During the Pandemic, we have seen a surge in retail investors in the stock market with the opening of trading accounts with Zerodha. Now we see an expanding middle-class population in these small towns and cities eager to engage with premium brands. Hero MotorCorp and Honda Motorcycle are taking steps to make finance more accessible.  Cities like Hubali, Mohali, and Coimbatore witness new Malls like InOrbit and Phoenix setting Malls there.

Rural consumers may prioritize immediate gratification over long-term savings, diverting funds away from essential investments in education or health. This shift in spending habits can create a false sense of security, making communities vulnerable to economic fluctuations.

If financial literacy doesn’t keep pace with access to credit, the very tools meant to empower can instead entrap rural populations in cycles of debt.
In summary, while access to finance can enhance livelihoods in rural India, it’s crucial to promote responsible borrowing, financial education, and sustainable spending habits to prevent potential pitfalls.

8. The Transparency Tug-of-War: Regulators and the UBO/SBO Challenge

Regulators like the Reserve Bank of India, the Ministry of Corporate Affairs, and SEBI demand disclosure by the entities on UBO or SBO that is Ultimate Beneficial Ownership or Significant Beneficial Ownership.
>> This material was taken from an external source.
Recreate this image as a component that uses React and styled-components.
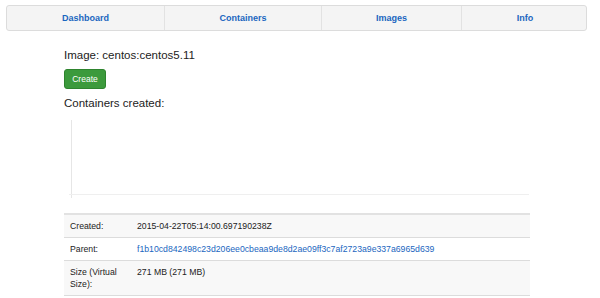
import React from "react";
import styled, { createGlobalStyle } from "styled-components";

const Global = createGlobalStyle`
  html, body { margin: 0; padding: 0; background: #fff; }
  body { font-family: "Liberation Sans", Arial, sans-serif; color: #222; }
`;

const Page = styled.div`
  width: 600px;
  height: 298px;
  overflow: hidden;
  padding: 5px 13px 0 6px;
  box-sizing: border-box;
`;

const Nav = styled.nav`
  display: flex;
  height: 26px;
  background: #f4f4f4;
  border: 1px solid #dcdcdc;
  border-radius: 3px;
  box-sizing: border-box;
`;

const NavItem = styled.a`
  flex: 0 0 ${(p) => p.w}px;
  display: flex;
  align-items: center;
  justify-content: center;
  font-size: 9px;
  font-weight: bold;
  color: #1a66c0;
  text-decoration: none;
  border-left: ${(p) => (p.first ? "none" : "1px solid #e2e2e2")};
  box-sizing: border-box;
`;

const Content = styled.div`
  padding: 17px 0 0 58px;
  width: 466px;
`;

const Heading = styled.div`
  font-size: 11.5px;
  line-height: 14px;
  color: #222;
`;

const Button = styled.button`
  margin-top: 7px;
  width: 42px;
  height: 20px;
  background: #3c9a3c;
  border: 1px solid #2e842e;
  border-radius: 3px;
  color: #fff;
  font-family: "Liberation Sans", Arial, sans-serif;
  font-size: 8.5px;
  padding: 0;
  display: block;
`;

const SubHeading = styled(Heading)`
  margin-top: 7px;
`;

const Chart = styled.div`
  margin-top: 10px;
  margin-left: 7px;
  height: 78px;
  width: 457px;
  position: relative;
  border-left: 1px solid #e6e6e6;
`;

const Axis = styled.div`
  position: absolute;
  left: -3px;
  right: 0;
  bottom: 3px;
  height: 1px;
  background: #efefef;
`;

const Table = styled.table`
  margin-top: 15px;
  width: 466px;
  border-collapse: collapse;
  font-size: 8.7px;
  border-top: 2px solid #e2e2e2;
`;

const Row = styled.tr`
  background: ${(p) => (p.alt ? "#f8f8f8" : "#fff")};
  border-bottom: 1px solid #dcdcdc;
`;

const Label = styled.td`
  width: 67px;
  padding: 5px 0 5px 6px;
  vertical-align: top;
  line-height: 12px;
  color: #222;
`;

const Value = styled.td`
  padding: 5px 0;
  vertical-align: top;
  line-height: 12px;
  color: #222;
`;

const Link = styled.a`
  color: #1a66c0;
  text-decoration: none;
`;

export default function App() {
  return (
    <>
      <Global />
      <Page>
        <Nav>
          <NavItem first w={157}>Dashboard</NavItem>
          <NavItem w={157}>Containers</NavItem>
          <NavItem w={140}>Images</NavItem>
          <NavItem w={127}>Info</NavItem>
        </Nav>
        <Content>
          <Heading>Image: centos:centos5.11</Heading>
          <Button>Create</Button>
          <SubHeading>Containers created:</SubHeading>
          <Chart>
            <Axis />
          </Chart>
          <Table>
            <tbody>
              <Row alt>
                <Label>Created:</Label>
                <Value>2015-04-22T05:14:00.697190238Z</Value>
              </Row>
              <Row>
                <Label>Parent:</Label>
                <Value>
                  <Link>f1b10cd842498c23d206ee0cbeaa9de8d2ae09ff3c7af2723a9e337a6965d639</Link>
                </Value>
              </Row>
              <Row alt>
                <Label>Size (Virtual Size):</Label>
                <Value>271 MB (271 MB)</Value>
              </Row>
            </tbody>
          </Table>
        </Content>
      </Page>
    </>
  );
}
This requires entities to peel off the layer behind the web of corporate structure to spot the real natural person at the peak who is taking the shot. The Anti Money Laundering Regulations, the Companies Act, and the Banking Regulations in the country require the entity to identify the last natural persons, behind every shareholder with a 10% or more equity stake in the investing entity.

Financial Action Task Force (FATF), a global body that fights money laundering and terror financing, identifies jurisdictions with weak measures to combat money laundering and terrorist financing (AML/CFT) in two FATF public documents that are issued three times a year. FATF places member countries in any of the four categories namely, ‘regular follow-up’, ‘enhanced follow-up’, ‘grey list’, and ‘black list’, regular follow-up being the top most category amongst the four. Only 5 countries in G20 including India have been placed in regular follow-up after the Mutual evaluation report. An Investor from a FATF grey list would not be allowed to hold 20% or more in a local finance entity. In addition to other Regulations, India has issued Press Note 3 which restricts investment in India from bordering nations, and the UBO details are required even if it holds less than 10%.

Across the Globe, differences in approach and documentation prevail in the identification of UBO or SBO. Several jurisdictions are less demanding and maintain the secrecy of such information and few have different thresholds and criteria for identification of UBO/ SBO. In case the foreign investor fails to give the disclosure, the Indian parties may be construed as non-compliant with Indian law.

Authorised Dealer Banks processing KYC for FDI transactions many times do not get granular data and hence they would hold a round of discussion before taking this up with Regulators.